American Sniper has already been cursed with importance. It is up for Oscars. It has inspired loathing and applause in about equal measure from left and right. Even its box office success has been seen as a sign that the American public are ready for a story about Iraq. If it’s making money, then that must mean Eastwood and co. have cast the US as the ‘good guys’? Well, not quite. It’s a moment similar to when The Deer Hunter (1978) arrived. Critics feel a duty to weigh in on its politics, inspiring outrage and admiration. Depending, of course, on the kind of picture one wishes for. Still, this is the Eastwood of Unforgiven (1992). So expect contradictions.
For here, in this well-tooled and moving film, combat is a drug, and its addicts are so swallowed up by its rage and convictions they can’t see or believe in much else. Maybe that’s what makes them worthy warriors. But in American Sniper, surviving means taking your work home with you. And are the folks Stateside ready for what that might mean? (It’s telling that amongst the film’s most striking moments are scenes of war vet amputees.)
In part, American Sniper is the story of a soldier who loves his job of work and can’t stand it when life doesn’t give him a chance to shoot someone in the line of duty. That would be Chris Kyle (Bradley Cooper). In real life, he seemed to cultivate an image of a good ‘Ol Boy, complete with Texas drawl and baseball cap, a gun lover, a cowboy and courageous Navy Seal, a veteran of four tours in Iraq, where he earned the nickname ‘Legend’. Kyle, a hardcore Christian and Republican, enlisted to fight Terror. He was already a celebrity when his memoir, the basis for the screenplay here by Jason Hall, came out in 2012. On talk shows he pulled off the neat trick of appearing modest while declaring he had over 200 kills to his name while serving. (Only 160 were confirmed.) TV hosts made it sound like baseball scores. In public, Kyle was careful to talk about how much he hated war. In his book, he writes of the importance of cool and the loathing he had for the “savages” he killed. (Kyle’s detractors call him bloodthirsty.) Kyle says at one point in his book how he found evidence of WMDs while on tour in Iraq. Fame brought scrutiny. The New Yorker tested claims made in his book – that he shot dead a pair of carjackers, that he decked Jesse Ventura in a bar – and found that Kyle was, well, something of a bullshit artist.

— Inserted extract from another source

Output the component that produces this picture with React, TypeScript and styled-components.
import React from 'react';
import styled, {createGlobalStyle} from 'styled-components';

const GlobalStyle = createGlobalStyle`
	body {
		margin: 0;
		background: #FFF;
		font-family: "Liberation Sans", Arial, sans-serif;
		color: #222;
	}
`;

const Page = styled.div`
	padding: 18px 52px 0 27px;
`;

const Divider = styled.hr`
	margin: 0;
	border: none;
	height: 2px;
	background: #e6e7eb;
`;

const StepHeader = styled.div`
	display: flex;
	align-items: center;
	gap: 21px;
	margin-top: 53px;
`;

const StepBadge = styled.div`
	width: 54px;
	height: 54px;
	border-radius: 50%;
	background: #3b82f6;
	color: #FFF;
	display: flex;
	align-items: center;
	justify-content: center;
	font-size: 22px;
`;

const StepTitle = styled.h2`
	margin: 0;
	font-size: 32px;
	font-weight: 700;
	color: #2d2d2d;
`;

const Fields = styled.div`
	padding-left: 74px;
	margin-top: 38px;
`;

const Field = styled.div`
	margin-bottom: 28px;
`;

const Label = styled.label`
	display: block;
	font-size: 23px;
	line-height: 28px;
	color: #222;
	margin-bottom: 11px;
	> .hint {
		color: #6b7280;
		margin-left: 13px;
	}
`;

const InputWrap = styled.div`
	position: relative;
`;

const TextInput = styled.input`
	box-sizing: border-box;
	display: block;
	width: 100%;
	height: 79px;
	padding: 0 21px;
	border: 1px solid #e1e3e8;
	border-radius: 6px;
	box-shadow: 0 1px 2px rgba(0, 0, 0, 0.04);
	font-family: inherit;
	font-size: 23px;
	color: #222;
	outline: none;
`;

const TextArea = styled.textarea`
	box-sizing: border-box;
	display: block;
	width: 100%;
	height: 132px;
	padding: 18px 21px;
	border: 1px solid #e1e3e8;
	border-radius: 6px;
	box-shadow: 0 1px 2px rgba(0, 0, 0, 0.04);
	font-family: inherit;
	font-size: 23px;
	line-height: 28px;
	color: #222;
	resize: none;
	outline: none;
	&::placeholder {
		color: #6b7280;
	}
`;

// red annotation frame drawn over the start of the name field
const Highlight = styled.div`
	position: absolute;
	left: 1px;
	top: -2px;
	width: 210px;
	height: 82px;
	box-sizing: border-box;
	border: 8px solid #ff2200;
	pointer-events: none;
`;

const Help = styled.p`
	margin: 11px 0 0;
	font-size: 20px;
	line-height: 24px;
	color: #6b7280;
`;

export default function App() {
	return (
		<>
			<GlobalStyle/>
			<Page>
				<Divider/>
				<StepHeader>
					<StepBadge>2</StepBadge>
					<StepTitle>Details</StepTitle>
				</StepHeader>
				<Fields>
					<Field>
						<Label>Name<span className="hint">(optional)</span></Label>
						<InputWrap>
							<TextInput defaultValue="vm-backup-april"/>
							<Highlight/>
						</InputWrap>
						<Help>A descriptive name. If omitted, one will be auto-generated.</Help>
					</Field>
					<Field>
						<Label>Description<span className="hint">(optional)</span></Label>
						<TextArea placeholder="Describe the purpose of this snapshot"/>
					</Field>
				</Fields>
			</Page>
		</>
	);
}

Eastwood and co. give us the broad outline here but don’t touch on his unreliable character. Perhaps because Kyle, while he was still alive, was involved in the film. (Spoiler: He was killed in February, 2013 in Texas by an Iraqi vet suffering from post-traumatic stress, an affliction that visits both the movie and real-life Kyle.) Obviously, American Sniper, the movie, has turned out to be an unintended elegy. But it is more than a re-construction of the Iraqi mis-adventure as some kind of symbolic victory. (Which is the fashionable reading of the film from both left and right.)
American Sniper, then, is about how hard it is for a warrior to come home. The urtext here is, of course, William Wyler’s The Best Years of Our Lives (1946), a story of three WWII veterans and their difficult transition into civilian life.

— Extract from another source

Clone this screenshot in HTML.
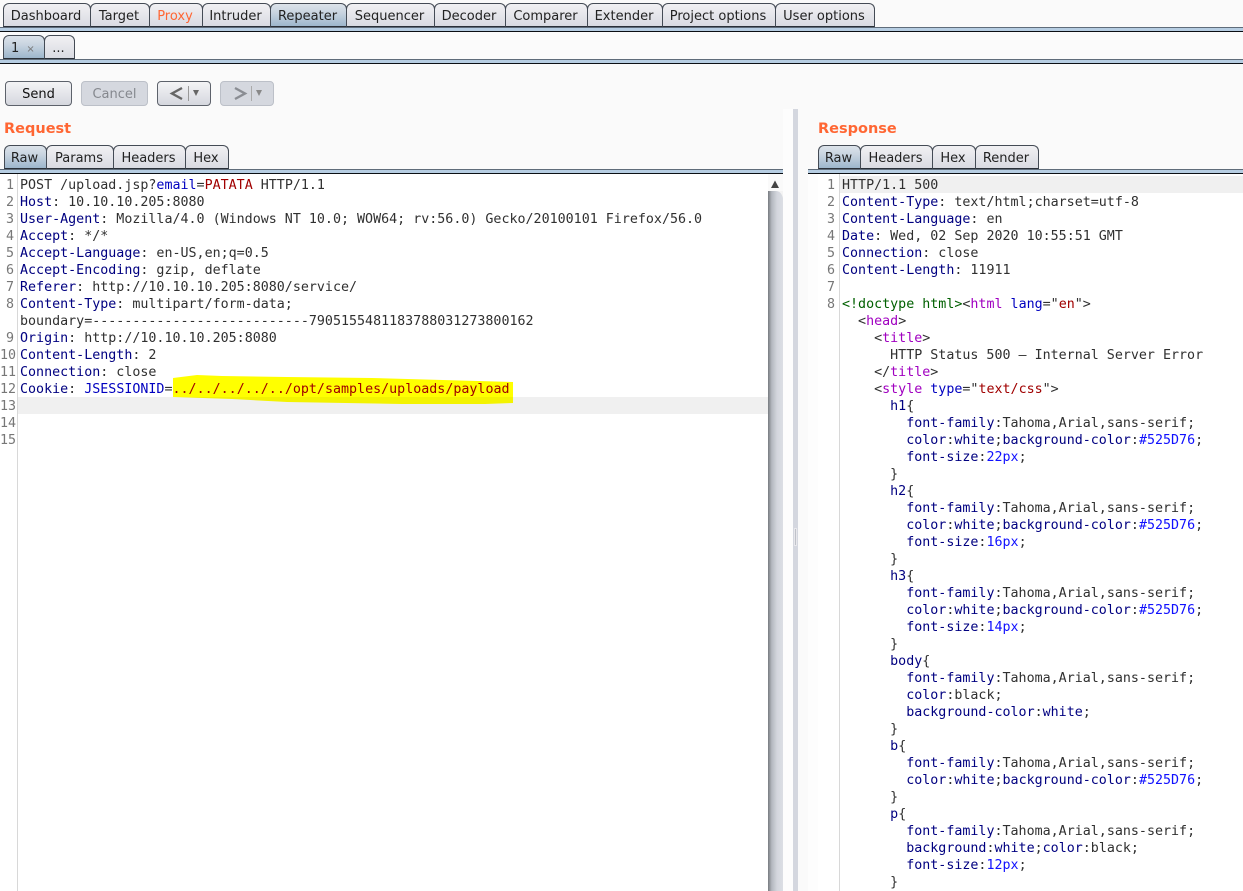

And this is where Eastwood’s vision and skill is so artfully at play. American Sniper is essentially a churning combat film interrupted with short domestic scenes: Sienna Miller is courageously good in a thankless role of Taya, Kyle’s wife. These bits are like commercial breaks advertising an impossible dream of family and peace where Kyle looks on helpless and useless.
We feel Kyle’s detachment and disorientation (and Cooper is excellent) because Eastwood, working with his long-time collaborators, have punished us with the best action scenes of his career: visceral, unpleasant, a confused experience of elation and disgust.

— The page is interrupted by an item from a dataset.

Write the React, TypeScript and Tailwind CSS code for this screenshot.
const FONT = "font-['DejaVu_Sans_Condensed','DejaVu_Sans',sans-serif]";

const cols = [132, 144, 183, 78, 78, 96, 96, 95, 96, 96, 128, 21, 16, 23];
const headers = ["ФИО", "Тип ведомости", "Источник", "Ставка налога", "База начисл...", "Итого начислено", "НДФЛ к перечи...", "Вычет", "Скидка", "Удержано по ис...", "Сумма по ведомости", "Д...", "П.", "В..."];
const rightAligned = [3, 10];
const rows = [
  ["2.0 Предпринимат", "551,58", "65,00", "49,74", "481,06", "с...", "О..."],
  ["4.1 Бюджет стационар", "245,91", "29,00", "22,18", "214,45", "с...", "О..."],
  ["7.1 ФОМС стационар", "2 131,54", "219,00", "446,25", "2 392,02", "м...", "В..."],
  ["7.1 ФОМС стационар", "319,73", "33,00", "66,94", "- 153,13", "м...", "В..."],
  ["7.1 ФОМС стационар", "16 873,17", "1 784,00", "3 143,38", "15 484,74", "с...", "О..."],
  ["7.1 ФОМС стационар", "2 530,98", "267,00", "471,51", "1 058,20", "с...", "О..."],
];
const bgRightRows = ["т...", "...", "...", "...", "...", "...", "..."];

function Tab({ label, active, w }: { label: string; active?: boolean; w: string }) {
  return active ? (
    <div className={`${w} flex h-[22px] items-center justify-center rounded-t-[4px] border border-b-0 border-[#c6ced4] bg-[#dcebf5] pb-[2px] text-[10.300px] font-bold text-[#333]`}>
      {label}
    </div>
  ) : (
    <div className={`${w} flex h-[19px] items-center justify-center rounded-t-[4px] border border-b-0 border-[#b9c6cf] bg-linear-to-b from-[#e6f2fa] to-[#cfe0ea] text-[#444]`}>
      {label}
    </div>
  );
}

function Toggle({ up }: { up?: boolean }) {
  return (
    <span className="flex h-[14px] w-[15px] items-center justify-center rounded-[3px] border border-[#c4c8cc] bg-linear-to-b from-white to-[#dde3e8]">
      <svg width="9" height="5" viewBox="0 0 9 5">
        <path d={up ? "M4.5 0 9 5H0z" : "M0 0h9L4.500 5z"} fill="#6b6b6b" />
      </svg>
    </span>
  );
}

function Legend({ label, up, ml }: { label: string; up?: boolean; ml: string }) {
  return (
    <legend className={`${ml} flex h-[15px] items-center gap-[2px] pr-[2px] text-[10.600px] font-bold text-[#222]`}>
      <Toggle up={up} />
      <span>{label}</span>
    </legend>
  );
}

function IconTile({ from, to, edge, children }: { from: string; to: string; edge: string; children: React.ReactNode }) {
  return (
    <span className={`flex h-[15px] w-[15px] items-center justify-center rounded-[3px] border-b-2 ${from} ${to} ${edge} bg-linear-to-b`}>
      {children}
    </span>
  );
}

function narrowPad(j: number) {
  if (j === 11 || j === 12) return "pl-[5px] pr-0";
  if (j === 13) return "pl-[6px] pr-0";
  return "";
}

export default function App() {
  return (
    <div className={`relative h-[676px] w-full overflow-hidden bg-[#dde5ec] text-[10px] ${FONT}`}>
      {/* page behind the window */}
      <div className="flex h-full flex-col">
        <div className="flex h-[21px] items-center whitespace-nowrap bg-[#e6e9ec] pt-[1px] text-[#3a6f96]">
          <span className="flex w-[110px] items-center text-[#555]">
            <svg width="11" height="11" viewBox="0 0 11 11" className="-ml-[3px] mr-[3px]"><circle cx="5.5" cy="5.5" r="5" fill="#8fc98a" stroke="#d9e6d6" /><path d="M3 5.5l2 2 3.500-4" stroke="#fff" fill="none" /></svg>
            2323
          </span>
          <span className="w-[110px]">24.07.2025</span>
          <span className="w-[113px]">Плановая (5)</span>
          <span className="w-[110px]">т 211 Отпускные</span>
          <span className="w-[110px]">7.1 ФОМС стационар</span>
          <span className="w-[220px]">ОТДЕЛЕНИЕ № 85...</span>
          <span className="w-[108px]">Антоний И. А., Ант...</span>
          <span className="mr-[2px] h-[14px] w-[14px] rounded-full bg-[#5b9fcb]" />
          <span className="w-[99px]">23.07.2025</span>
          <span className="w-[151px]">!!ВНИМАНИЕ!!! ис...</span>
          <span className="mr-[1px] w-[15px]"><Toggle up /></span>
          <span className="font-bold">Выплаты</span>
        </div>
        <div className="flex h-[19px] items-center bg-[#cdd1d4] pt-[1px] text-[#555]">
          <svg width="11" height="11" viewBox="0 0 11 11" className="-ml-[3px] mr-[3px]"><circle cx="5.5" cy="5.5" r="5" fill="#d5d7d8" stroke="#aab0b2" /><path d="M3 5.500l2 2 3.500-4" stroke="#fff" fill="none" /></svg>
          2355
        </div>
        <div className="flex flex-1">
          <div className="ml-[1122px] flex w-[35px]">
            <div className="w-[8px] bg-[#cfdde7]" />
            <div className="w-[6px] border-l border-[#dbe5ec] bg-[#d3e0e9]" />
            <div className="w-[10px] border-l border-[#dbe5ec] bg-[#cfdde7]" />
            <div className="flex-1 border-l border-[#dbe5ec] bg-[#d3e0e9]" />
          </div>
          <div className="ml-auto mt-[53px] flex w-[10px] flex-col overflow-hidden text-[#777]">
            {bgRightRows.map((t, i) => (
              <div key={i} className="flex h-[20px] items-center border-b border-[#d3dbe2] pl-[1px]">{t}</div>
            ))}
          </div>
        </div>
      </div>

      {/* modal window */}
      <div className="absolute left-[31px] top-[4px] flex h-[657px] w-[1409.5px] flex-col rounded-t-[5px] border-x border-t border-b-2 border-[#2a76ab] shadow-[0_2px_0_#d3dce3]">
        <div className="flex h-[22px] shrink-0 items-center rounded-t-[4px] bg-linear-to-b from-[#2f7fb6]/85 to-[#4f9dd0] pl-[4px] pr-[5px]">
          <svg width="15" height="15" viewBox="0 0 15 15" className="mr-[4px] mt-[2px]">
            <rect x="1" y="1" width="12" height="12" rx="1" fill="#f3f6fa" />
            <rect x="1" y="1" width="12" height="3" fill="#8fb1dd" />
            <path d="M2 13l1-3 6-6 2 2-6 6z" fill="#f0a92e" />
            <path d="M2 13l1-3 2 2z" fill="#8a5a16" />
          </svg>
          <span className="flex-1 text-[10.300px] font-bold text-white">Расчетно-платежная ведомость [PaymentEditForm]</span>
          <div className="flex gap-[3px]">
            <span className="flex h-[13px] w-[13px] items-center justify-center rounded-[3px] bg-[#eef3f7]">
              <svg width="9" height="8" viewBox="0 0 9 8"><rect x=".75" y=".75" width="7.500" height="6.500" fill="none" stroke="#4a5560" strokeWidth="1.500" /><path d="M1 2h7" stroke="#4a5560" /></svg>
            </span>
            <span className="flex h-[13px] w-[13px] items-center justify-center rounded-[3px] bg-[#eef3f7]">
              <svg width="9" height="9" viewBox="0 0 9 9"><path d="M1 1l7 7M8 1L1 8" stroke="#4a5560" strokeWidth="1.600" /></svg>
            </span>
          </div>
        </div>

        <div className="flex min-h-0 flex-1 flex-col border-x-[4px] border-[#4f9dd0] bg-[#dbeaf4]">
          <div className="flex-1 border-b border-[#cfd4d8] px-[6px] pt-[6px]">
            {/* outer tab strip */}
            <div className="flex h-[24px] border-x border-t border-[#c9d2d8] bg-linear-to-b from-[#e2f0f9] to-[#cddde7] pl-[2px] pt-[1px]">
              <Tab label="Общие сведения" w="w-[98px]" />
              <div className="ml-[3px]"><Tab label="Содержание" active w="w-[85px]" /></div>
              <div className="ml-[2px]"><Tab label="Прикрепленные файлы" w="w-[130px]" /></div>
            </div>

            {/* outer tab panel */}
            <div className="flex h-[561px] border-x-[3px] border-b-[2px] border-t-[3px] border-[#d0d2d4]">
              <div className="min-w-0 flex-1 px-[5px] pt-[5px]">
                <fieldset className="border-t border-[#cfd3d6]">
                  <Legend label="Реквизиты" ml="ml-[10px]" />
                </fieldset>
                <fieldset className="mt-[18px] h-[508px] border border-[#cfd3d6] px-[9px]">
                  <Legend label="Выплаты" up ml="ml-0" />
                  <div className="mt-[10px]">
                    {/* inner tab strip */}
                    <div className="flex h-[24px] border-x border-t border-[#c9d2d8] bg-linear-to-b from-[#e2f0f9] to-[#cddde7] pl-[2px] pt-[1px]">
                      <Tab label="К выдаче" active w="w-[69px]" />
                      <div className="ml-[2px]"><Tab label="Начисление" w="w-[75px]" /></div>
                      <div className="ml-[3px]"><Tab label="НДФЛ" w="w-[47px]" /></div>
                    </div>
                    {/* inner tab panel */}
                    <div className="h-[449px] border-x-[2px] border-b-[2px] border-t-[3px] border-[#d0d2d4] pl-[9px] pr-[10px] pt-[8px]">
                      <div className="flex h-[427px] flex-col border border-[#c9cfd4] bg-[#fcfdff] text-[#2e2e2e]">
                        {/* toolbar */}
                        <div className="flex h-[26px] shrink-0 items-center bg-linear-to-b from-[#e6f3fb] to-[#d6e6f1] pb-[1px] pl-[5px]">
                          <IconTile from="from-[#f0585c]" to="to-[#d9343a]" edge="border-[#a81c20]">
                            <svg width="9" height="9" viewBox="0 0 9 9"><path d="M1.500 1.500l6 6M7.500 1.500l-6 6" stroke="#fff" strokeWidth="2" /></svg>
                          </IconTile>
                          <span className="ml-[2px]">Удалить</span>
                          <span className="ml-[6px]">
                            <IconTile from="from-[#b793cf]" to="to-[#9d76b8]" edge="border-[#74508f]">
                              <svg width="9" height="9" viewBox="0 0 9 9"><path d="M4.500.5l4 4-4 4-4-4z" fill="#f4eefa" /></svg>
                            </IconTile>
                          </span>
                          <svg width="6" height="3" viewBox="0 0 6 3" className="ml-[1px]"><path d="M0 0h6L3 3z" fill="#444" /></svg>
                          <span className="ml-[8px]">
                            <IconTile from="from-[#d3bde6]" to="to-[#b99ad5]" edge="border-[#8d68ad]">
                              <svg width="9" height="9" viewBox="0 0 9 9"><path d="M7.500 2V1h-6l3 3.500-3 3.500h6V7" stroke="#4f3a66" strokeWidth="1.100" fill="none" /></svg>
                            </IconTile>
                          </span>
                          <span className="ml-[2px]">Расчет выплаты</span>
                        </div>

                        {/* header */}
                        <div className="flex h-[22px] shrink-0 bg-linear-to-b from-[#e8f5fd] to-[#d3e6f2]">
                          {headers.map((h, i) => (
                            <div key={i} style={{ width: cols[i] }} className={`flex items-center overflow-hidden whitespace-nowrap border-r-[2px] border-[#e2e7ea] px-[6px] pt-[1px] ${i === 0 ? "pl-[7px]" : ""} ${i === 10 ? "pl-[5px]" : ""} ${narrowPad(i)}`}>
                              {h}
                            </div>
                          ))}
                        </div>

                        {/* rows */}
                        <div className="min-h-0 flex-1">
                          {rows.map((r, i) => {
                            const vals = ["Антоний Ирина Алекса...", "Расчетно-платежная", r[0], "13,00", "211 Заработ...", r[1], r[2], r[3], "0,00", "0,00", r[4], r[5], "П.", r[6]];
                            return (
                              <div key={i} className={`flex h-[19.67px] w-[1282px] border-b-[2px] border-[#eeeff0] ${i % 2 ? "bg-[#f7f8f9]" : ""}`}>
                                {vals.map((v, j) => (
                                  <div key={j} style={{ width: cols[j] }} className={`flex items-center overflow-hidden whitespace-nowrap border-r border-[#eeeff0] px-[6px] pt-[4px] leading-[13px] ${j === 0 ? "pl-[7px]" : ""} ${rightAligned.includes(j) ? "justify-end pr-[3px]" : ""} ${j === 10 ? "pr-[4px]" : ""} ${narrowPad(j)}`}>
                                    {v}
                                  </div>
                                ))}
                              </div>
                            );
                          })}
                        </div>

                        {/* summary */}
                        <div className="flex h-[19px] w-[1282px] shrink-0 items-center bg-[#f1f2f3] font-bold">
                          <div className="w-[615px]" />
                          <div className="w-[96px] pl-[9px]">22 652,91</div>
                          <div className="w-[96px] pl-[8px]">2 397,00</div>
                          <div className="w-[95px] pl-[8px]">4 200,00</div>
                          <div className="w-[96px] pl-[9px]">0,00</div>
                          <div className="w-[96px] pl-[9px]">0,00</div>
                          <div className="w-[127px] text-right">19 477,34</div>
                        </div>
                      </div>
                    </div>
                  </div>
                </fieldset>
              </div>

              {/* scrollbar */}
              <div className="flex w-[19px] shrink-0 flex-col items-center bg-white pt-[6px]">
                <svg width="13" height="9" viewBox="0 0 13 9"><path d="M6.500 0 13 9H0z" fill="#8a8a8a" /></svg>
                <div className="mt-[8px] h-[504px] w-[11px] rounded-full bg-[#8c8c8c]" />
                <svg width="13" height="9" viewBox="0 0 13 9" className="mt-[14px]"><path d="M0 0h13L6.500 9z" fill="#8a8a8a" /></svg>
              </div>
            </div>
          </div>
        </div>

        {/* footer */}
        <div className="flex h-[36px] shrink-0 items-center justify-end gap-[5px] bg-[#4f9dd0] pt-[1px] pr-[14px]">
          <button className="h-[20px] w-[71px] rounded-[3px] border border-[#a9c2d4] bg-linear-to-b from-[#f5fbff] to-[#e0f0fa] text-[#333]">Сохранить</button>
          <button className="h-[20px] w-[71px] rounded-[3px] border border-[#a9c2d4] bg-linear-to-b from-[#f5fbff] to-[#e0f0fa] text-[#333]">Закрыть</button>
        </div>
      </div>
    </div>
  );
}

Indeed, this is Eastwood’s most energetic film in years, even if the style is the familiar one of wide lenses, long takes and terse to-the-point dramaturg. (With the addition of a highly mobile camera and some voguish effects like ‘bullet cam’.)
The film’s narrative thrust is myopic – we don’t learn much about anyone else – not the Iraqis, who are either victims or lethal, or Kyle’s mates, or even his wife. This is clearly a severe limitation and accusations of insensitivity aren’t out of order.
Yet, I’m not convinced that Eastwood is without irony here. The film’s story design makes Kyle a loner, and lonely. The character might spout a lot of crap about Al-Qaeda and having no regrets. But Cooper’s close-ups make a plea for guilt and uncertainty. That was never Kyle’s story. But it’s Eastwood’s.